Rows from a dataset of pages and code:
----------------

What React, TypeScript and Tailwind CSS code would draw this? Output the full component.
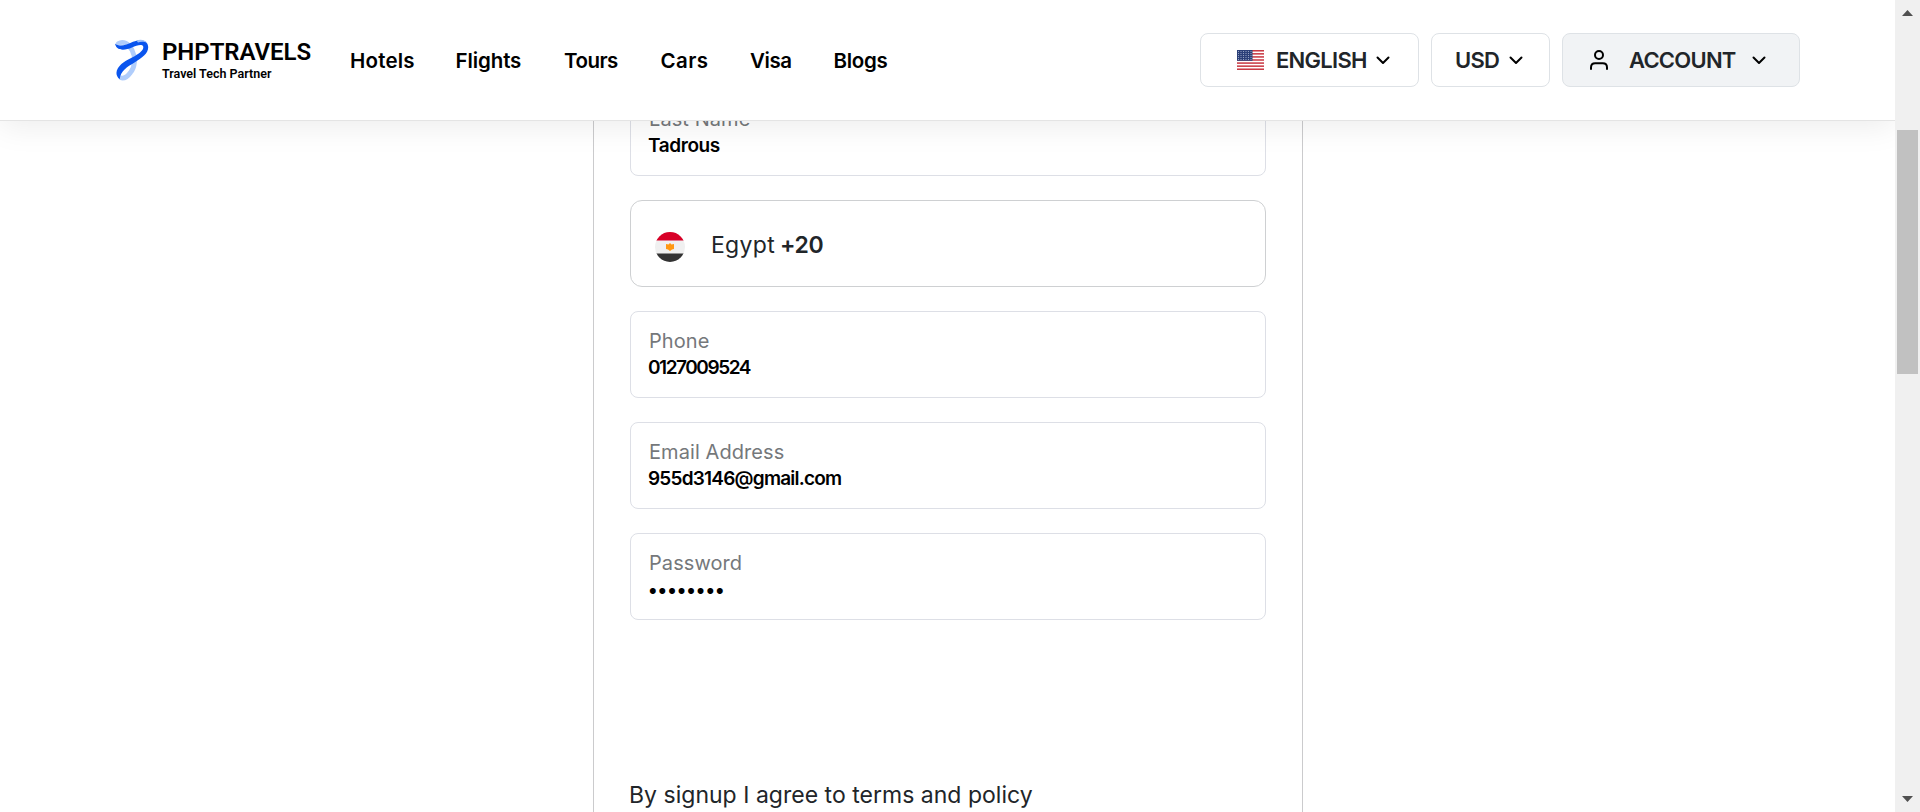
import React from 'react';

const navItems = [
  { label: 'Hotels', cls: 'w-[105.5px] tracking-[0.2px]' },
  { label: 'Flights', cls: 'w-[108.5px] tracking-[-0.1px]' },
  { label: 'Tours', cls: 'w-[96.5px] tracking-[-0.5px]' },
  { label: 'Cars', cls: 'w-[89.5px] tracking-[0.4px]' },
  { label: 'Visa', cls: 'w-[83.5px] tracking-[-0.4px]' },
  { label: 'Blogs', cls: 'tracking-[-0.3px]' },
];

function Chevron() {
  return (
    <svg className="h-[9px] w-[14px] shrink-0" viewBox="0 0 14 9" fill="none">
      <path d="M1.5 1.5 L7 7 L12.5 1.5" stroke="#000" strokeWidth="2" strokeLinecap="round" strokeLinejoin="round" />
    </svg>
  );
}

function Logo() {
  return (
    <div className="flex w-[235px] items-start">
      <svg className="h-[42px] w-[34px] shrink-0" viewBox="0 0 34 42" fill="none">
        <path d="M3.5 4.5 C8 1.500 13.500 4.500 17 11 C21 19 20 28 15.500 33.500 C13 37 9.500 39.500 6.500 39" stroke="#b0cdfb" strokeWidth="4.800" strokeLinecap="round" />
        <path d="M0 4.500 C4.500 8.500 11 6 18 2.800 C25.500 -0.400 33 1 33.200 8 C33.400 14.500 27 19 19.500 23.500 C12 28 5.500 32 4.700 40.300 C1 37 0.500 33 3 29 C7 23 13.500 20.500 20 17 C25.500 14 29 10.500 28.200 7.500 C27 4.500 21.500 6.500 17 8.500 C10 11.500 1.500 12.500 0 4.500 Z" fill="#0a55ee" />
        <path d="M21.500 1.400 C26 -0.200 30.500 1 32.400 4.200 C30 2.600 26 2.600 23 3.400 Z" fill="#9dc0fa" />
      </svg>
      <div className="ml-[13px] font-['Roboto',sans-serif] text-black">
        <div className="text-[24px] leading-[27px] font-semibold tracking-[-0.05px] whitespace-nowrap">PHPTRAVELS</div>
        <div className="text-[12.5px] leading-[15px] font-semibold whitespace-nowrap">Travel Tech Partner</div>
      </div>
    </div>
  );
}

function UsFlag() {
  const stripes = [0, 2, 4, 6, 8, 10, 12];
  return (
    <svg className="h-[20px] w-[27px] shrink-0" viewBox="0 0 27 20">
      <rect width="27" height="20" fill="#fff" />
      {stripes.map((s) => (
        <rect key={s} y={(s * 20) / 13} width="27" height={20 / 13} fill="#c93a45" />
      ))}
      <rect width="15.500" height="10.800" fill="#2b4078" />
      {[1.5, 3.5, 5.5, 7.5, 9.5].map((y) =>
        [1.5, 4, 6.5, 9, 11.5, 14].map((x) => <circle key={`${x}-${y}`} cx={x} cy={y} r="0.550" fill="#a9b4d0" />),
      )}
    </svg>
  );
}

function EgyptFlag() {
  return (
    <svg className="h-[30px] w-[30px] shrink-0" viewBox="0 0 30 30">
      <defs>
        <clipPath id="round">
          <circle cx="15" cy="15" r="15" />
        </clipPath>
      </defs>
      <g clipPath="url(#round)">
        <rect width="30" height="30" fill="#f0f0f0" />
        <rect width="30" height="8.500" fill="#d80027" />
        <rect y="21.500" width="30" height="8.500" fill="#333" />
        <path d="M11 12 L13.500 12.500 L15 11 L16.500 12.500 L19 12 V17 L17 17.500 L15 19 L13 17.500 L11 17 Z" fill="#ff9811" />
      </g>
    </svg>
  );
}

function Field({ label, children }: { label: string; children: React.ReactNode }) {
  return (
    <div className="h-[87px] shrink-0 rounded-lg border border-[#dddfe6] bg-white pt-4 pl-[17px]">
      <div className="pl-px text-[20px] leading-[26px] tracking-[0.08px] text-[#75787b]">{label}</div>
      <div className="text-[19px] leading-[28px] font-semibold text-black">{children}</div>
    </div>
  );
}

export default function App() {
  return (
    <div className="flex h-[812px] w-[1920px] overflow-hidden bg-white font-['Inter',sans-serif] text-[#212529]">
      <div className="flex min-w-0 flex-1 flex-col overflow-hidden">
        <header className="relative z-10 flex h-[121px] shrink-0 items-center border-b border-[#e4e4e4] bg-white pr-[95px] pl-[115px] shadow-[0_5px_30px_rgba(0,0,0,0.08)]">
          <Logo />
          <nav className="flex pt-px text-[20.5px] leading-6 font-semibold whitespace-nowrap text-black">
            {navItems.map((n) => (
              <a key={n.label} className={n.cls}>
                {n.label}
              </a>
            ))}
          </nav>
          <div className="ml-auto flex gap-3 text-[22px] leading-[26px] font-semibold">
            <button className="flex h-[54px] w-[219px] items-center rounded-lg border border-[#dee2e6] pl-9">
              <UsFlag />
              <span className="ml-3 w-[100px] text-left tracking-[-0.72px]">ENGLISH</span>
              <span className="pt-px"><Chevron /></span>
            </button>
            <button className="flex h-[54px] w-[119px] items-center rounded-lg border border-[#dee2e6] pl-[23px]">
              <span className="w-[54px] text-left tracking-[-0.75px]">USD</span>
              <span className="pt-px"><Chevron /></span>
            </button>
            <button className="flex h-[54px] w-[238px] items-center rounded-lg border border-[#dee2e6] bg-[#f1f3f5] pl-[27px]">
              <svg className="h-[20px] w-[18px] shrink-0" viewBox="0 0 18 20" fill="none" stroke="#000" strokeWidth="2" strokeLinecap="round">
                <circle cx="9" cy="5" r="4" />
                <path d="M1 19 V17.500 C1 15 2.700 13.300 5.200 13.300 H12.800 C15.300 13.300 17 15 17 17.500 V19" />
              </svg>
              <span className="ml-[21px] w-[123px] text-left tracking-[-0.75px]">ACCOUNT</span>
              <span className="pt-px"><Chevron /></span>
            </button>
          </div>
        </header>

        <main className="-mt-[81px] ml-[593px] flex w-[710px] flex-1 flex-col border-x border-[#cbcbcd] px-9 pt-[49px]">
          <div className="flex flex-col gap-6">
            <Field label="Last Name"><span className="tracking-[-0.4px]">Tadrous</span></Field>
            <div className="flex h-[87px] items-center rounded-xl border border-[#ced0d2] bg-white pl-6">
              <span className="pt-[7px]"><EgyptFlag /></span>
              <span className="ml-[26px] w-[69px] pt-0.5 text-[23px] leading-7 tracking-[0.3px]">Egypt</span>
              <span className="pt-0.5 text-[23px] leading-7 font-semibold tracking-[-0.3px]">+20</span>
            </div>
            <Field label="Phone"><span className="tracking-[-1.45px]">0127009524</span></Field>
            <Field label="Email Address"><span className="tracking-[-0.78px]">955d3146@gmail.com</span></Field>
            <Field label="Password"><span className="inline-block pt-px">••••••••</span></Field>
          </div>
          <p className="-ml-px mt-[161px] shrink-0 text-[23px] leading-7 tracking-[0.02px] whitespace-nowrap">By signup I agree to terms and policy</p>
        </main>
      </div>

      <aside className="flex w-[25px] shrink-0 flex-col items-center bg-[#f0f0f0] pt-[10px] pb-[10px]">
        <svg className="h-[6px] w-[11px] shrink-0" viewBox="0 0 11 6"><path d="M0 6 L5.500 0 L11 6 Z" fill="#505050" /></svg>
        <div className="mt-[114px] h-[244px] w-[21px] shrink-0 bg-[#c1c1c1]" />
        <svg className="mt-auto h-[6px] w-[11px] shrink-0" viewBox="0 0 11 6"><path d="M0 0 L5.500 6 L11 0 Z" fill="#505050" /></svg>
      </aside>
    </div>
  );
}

----------------

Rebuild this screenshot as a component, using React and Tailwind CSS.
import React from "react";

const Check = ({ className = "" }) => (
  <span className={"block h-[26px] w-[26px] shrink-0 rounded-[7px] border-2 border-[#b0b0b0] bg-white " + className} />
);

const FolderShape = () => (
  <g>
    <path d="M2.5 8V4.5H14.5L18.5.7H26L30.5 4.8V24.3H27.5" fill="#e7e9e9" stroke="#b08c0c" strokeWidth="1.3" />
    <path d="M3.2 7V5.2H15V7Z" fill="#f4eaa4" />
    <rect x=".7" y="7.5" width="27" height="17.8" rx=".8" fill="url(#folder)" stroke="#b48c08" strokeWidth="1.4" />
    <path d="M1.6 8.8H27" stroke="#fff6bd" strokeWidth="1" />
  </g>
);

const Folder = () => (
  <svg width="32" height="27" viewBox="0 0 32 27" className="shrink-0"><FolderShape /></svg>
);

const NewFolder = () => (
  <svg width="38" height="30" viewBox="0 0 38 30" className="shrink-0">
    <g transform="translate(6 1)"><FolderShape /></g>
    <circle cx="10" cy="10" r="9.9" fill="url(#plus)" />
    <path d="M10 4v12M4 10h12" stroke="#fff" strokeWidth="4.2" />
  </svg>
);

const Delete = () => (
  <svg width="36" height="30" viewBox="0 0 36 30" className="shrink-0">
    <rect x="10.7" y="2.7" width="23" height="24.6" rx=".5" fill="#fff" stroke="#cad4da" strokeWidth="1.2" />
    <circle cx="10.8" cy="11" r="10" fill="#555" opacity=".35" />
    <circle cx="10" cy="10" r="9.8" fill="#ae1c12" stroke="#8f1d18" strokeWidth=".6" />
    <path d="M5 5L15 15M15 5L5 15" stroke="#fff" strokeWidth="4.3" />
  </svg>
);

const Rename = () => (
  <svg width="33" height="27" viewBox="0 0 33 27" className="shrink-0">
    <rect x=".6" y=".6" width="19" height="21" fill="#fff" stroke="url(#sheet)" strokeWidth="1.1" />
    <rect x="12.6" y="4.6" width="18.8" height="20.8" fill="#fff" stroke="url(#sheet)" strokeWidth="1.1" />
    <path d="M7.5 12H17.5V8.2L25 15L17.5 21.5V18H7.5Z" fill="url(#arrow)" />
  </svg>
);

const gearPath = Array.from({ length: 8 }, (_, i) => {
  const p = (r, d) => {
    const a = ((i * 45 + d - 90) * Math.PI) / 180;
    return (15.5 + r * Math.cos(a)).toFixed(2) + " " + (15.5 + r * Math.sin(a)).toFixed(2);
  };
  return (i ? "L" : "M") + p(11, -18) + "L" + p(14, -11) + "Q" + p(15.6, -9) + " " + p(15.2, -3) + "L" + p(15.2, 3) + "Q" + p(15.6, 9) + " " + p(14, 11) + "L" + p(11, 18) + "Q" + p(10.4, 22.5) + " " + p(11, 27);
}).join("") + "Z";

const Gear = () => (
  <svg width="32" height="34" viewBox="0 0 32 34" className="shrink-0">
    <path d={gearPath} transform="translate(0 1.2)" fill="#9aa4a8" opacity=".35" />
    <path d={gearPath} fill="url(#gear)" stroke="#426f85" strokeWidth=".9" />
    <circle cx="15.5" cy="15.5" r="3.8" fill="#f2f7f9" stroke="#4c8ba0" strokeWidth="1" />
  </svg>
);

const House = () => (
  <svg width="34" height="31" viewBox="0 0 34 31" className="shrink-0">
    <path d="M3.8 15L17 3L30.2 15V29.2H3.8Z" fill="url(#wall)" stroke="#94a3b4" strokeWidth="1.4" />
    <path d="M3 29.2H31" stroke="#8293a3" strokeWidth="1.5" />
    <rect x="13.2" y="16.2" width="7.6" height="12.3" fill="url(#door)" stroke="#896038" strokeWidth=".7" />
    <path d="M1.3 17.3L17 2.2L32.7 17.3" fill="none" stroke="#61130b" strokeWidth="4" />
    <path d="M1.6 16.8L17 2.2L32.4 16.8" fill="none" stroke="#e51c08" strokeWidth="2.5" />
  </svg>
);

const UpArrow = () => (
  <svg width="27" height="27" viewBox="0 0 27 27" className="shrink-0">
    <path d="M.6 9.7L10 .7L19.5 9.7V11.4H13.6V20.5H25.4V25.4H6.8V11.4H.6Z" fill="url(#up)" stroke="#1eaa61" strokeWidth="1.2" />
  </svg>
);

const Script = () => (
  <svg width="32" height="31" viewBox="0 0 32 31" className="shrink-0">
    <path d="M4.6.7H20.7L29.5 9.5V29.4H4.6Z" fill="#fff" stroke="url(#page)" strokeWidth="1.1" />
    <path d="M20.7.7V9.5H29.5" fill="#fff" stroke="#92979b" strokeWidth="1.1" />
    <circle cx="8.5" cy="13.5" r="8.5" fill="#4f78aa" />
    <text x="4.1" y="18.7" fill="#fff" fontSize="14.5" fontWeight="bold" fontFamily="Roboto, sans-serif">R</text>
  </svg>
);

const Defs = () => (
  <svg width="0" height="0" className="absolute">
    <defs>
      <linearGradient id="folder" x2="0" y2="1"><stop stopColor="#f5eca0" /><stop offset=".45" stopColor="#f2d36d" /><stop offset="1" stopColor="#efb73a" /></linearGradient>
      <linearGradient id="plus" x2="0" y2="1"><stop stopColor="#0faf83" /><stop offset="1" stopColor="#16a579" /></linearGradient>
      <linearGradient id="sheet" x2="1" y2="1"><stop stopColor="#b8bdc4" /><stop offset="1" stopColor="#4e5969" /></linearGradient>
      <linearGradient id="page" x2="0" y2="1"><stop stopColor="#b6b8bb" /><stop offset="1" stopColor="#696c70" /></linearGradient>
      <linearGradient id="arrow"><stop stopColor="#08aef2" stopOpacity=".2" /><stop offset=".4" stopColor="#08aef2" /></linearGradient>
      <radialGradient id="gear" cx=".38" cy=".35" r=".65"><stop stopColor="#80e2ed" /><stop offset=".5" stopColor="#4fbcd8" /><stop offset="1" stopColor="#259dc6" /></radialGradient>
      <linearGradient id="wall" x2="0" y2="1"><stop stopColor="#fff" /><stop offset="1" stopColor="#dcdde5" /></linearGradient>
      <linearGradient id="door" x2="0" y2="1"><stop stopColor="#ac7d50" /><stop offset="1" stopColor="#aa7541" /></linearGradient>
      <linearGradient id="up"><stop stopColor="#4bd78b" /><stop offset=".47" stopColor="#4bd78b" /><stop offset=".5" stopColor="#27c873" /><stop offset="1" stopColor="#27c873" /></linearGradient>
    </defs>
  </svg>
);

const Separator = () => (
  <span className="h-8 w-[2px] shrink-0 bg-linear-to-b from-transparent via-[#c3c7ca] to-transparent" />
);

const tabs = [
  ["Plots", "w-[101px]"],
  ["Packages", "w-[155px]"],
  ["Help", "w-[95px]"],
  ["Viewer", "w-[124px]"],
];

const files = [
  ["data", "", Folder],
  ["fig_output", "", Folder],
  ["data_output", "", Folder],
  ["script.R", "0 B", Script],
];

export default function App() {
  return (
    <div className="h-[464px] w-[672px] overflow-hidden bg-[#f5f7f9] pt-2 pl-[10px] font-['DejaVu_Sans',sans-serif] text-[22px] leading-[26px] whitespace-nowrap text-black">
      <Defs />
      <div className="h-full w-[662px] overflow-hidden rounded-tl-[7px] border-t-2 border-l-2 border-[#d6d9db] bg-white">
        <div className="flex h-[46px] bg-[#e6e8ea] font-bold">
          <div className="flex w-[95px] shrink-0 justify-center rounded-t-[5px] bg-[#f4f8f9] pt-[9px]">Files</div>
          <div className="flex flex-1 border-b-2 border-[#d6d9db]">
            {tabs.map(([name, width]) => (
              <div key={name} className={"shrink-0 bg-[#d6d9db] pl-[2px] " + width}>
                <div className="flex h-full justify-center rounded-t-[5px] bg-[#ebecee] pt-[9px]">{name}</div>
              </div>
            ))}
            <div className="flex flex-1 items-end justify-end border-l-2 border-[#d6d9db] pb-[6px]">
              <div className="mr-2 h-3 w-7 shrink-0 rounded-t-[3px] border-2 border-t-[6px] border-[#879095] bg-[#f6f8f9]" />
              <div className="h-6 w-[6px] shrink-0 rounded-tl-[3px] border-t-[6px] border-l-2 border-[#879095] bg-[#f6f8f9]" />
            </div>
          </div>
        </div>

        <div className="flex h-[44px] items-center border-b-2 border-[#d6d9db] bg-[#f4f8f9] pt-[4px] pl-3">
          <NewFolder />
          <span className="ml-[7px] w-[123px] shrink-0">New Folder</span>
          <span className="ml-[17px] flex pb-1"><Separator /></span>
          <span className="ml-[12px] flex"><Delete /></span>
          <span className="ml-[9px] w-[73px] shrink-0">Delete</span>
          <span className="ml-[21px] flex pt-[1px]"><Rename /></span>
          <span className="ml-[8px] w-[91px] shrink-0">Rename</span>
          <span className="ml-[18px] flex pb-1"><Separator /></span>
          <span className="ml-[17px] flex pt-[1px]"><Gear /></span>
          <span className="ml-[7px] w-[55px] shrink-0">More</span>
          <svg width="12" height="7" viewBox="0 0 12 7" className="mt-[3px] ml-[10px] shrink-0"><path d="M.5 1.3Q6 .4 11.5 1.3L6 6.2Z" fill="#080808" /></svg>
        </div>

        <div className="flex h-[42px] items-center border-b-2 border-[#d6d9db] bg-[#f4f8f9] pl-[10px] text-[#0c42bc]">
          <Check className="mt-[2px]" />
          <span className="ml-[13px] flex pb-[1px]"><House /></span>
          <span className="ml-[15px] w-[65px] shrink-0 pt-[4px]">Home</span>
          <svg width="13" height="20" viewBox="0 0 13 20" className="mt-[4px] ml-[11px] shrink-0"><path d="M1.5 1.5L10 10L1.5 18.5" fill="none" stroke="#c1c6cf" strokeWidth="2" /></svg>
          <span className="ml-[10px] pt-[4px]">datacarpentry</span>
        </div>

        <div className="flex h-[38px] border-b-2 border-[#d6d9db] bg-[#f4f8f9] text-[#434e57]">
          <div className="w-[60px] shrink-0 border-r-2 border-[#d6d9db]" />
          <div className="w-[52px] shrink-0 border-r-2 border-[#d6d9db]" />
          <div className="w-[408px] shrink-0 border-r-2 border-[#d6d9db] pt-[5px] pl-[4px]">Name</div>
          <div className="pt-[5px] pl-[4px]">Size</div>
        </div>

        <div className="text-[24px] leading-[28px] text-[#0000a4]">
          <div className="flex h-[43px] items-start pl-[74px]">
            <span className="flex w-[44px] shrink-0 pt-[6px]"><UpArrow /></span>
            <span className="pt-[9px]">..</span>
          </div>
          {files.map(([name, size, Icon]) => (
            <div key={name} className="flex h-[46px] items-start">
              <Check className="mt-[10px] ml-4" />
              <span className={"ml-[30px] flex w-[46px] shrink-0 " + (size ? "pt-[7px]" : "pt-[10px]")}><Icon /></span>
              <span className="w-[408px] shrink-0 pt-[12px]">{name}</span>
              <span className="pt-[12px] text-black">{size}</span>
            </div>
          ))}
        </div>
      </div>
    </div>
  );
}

----------------

Search the data above for lines holding "component" and copy each of them.

Result:
What React, TypeScript and Tailwind CSS code would draw this? Output the full component.
Rebuild this screenshot as a component, using React and Tailwind CSS.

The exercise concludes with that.